Most couples still leave on death their entire estate to each other which means they are not making use of their nil band rate of £300,000 (2007-08). One consideration would be to leave as much cash as possible on either death to their children or grandchildren.
They might consider becoming joint tenants in common. This way John and Sarah each own half the value each and on either death this can be left to a beneficiary, with a loan agreement drawn up on a commercial basis. It has the added benefit, potentially, of not being used in the assessment for contributions towards any future nursing home fees. Using a portion (up to the nil band rate) of equity in the property to reduce IHT means that the Watsons can pass some capital to each other without leaving each other "short".

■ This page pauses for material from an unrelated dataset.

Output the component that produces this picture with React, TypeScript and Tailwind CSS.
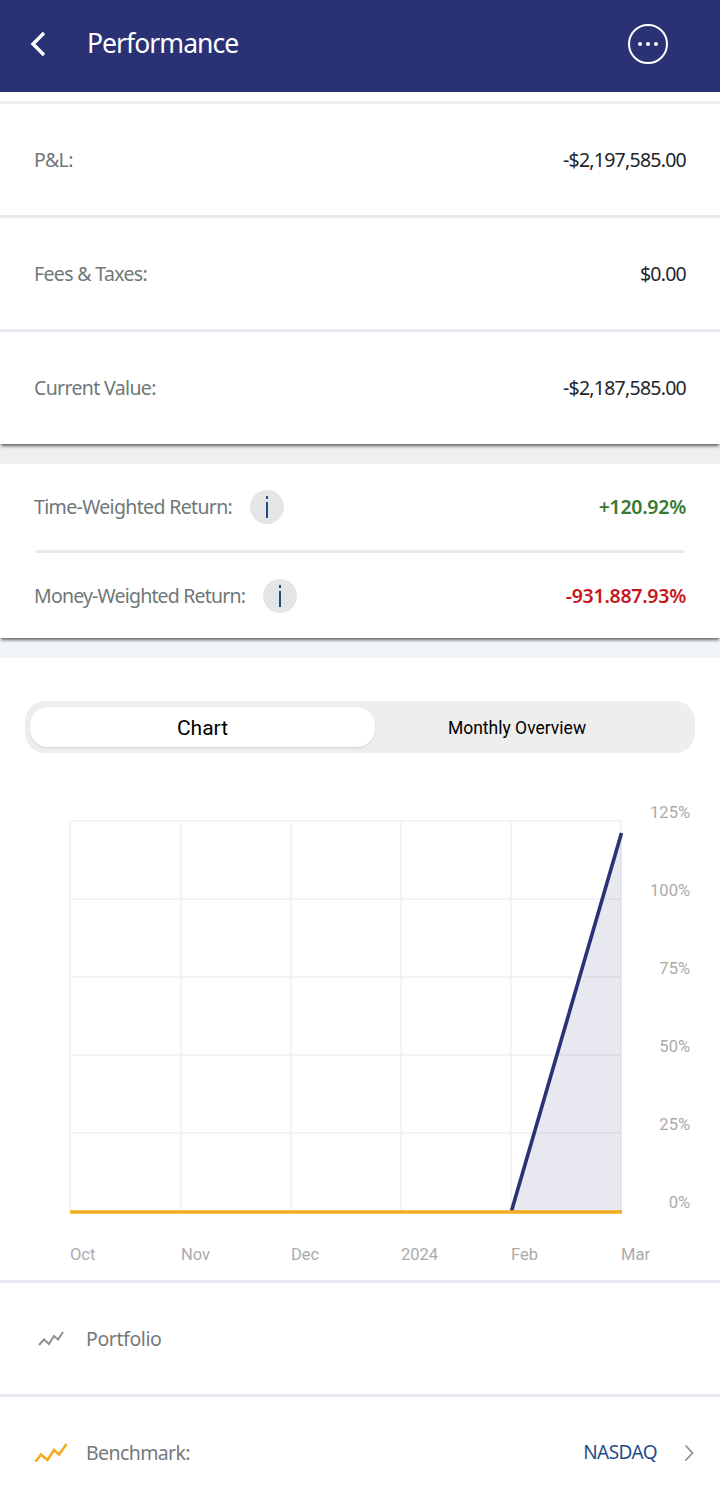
import React from "react";

const body = "font-['Noto_Sans',sans-serif]";

function InfoDot() {
  return (
    <span className="flex h-[34px] w-[34px] shrink-0 items-center justify-center rounded-full bg-[#e4e5e7]">
      <svg width="4" height="24" viewBox="0 0 4 24">
        <rect x="1" y="1" width="2" height="3" fill="#1f4d82" />
        <rect x="1" y="7" width="2" height="16" fill="#1f4d82" />
      </svg>
    </span>
  );
}

function ValueRow({ label, value, raised }: { label: string; value: string; raised?: boolean }) {
  const frame = raised
    ? "z-10 h-[112px] bg-white pb-[1px] shadow-[0_3px_3px_-1px_rgba(0,0,0,0.6)]"
    : "h-[111px]";
  return (
    <div className={`flex shrink-0 items-center justify-between pl-[34px] pr-[34px] ${frame}`}>
      <span className="text-[19.5px] tracking-[-0.65px] text-[#6f7778]">{label}</span>
      <span className="text-[19.5px] tracking-[-0.75px] text-[#20262b]">{value}</span>
    </div>
  );
}

function ReturnRow({ label, value, color, labelClass }: { label: string; value: string; color: string; labelClass: string }) {
  return (
    <div className="flex flex-1 items-center justify-between pl-[34px] pr-[34px]">
      <span className={`flex items-center ${labelClass}`}>
        <span className="text-[19.5px] text-[#6f7778]">{label}</span>
        <InfoDot />
      </span>
      <span className={`text-[19.5px] font-semibold tracking-[-0.25px] ${color}`}>{value}</span>
    </div>
  );
}

function Chart() {
  const xs = [70, 181, 291, 401, 511, 621];
  const ys = [821, 899, 977, 1055, 1133, 1211];
  const yLabels = ["125%", "100%", "75%", "50%", "25%", "0%"];
  const xLabels = ["Oct", "Nov", "Dec", "2024", "Feb", "Mar"];
  return (
    <svg width="720" height="527" viewBox="0 753 720 527" className="block shrink-0">
      {xs.map((x) => (
        <line key={x} x1={x} y1={821} x2={x} y2={1211} stroke="#f0f0f2" strokeWidth="1.4" />
      ))}
      {ys.map((y) => (
        <line key={y} x1={70} y1={y} x2={621} y2={y} stroke="#f0f0f2" strokeWidth="1.4" />
      ))}
      <polygon points="511,1211 621.5,833 621.5,1211" fill="#2a3275" fillOpacity="0.11" />
      <line x1="511.5" y1="1211" x2="621.5" y2="833" stroke="#2a3275" strokeWidth="3.6" />
      <line x1="70" y1="1212" x2="622" y2="1212" stroke="#f3ac1f" strokeWidth="3.5" />
      {yLabels.map((t, i) => (
        <text key={t} x="690" y={ys[i] - 2.6} textAnchor="end" fontFamily="Roboto, sans-serif" fontSize="16.5" fill="#ababab">
          {t}
        </text>
      ))}
      {xLabels.map((t, i) => (
        <text key={t} x={xs[i]} y="1259.5" fontFamily="Roboto, sans-serif" fontSize="16.5" fill="#ababab">
          {t}
        </text>
      ))}
    </svg>
  );
}

function Spark({ color, big }: { color: string; big?: boolean }) {
  return big ? (
    <svg width="34" height="22" viewBox="0 0 34 22" fill="none">
      <path d="M1.5 19.5 L7 12.5 L13.5 18 L20 8 L25 12.5 L32.5 2" stroke={color} strokeWidth="2.6" />
    </svg>
  ) : (
    <svg width="26" height="17" viewBox="0 0 26 17" fill="none">
      <path d="M1 15 L6 9.5 L11 14 L16 6 L20 9.5 L25 2" stroke={color} strokeWidth="2" />
    </svg>
  );
}

export default function App() {
  return (
    <div className={`flex h-[1492px] w-[720px] flex-col overflow-hidden bg-white ${body}`}>
      <header className="flex h-[92px] shrink-0 items-center bg-[#2a3275] pb-[4px] pl-[30px] pr-[52px]">
        <svg width="16" height="26" viewBox="0 0 16 26" fill="none">
          <path d="M14 2 L3 13 L14 24" stroke="#fff" strokeWidth="3.4" />
        </svg>
        <span className="ml-[41px] flex-1 text-[26.5px] tracking-[-0.95px] text-white">Performance</span>
        <span className="flex h-[40px] w-[40px] items-center justify-center gap-[4px] rounded-full border-[2.5px] border-white">
          <i className="h-[4px] w-[4px] rounded-full bg-white" />
          <i className="h-[4px] w-[4px] rounded-full bg-white" />
          <i className="h-[4px] w-[4px] rounded-full bg-white" />
        </span>
      </header>

      <div className="mt-[9px] h-[3px] shrink-0 bg-[#eef0f5]" />
      <ValueRow label="P&L:" value="-$2,197,585.00" />
      <div className="h-[3px] shrink-0 bg-[#e8e9f1]" />
      <ValueRow label="Fees & Taxes:" value="$0.00" />
      <div className="h-[3px] shrink-0 bg-[#e8e9f1]" />
      <ValueRow label="Current Value:" value="-$2,187,585.00" raised />

      <div className="h-[20px] shrink-0 bg-[#efefef]" />

      <section className="z-10 flex h-[174px] shrink-0 flex-col bg-white shadow-[0_3px_3px_-1px_rgba(0,0,0,0.6)]">
        <div className="flex h-[86px] items-center">
          <ReturnRow label="Time-Weighted Return:" value="+120.92%" color="text-[#357a2e]" labelClass="gap-[18px] tracking-[-0.65px]" />
        </div>
        <div className="mx-[36px] h-[3px] bg-[#e8e9f1]" />
        <div className="flex flex-1 items-center">
          <ReturnRow label="Money-Weighted Return:" value="-931.887.93%" color="text-[#c8161d]" labelClass="gap-[18px] tracking-[-0.8px]" />
        </div>
      </section>
      <div className="h-[20px] shrink-0 bg-[#f1f4f8]" />

      <div className="mx-[25px] mt-[43px] flex h-[52px] shrink-0 items-center rounded-[20px] bg-[#eeeeee] pl-[5px] font-['Roboto',sans-serif] text-black">
        <div className="flex h-[40px] w-[345px] items-center justify-center rounded-[18px] bg-white pt-[3px] text-[21px] shadow-[0_1px_2px_rgba(0,0,0,0.12)]">
          Chart
        </div>
        <div className="flex flex-1 items-center justify-center pr-[36px] pt-[2px] text-[17.5px]">Monthly Overview</div>
      </div>

      <Chart />

      <div className="h-[3px] shrink-0 bg-[#e8e9f1]" />
      <div className="flex h-[111px] shrink-0 items-center pl-[38px]">
        <Spark color="#8d8f92" />
        <span className="ml-[22px] text-[19.5px] tracking-[-0.4px] text-[#75797c]">Portfolio</span>
      </div>
      <div className="h-[3px] shrink-0 bg-[#e8e9f1]" />
      <div className="flex h-[111px] shrink-0 items-center pl-[34px] pr-[26px]">
        <Spark color="#f3ac1f" big />
        <span className="ml-[18px] flex-1 text-[19.5px] tracking-[-0.6px] text-[#75797c]">Benchmark:</span>
        <span className="text-[19px] tracking-[-0.55px] text-[#1f4d8c]">NASDAQ</span>
        <svg className="ml-[27px]" width="10" height="18" viewBox="0 0 10 18" fill="none">
          <path d="M1.5 1.5 L8.5 9 L1.5 16.5" stroke="#8d9094" strokeWidth="1.8" />
        </svg>
      </div>
    </div>
  );
}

They could also consider an equity release scheme designed for IHT purposes, a discounted gift scheme or a sophisticated bespoke deal. The property could be sold to a specialist company in return for a lump sum, part of which would then be used to pay for a lifetime rent in advance, the remainder being invested under trust with a guaranteed return on the second death - to be paid outside the estate on death with no IHT implications. Stakeholder pensions could be set up for the grandchildren and the annual exemption could be given away.
A record of all gifts and arrangements would help the executor considerably.
There may be an issue over the Spanish property and the way IHT is assessed on worldwide assets. Specialist advice is needed here.
Finally, a whole of life insurance joint second death policy to cover any IHT payable on second death could be considered, funded by his FSAVC benefits and stakeholder income.
Finally they could spend more on themselves and their family!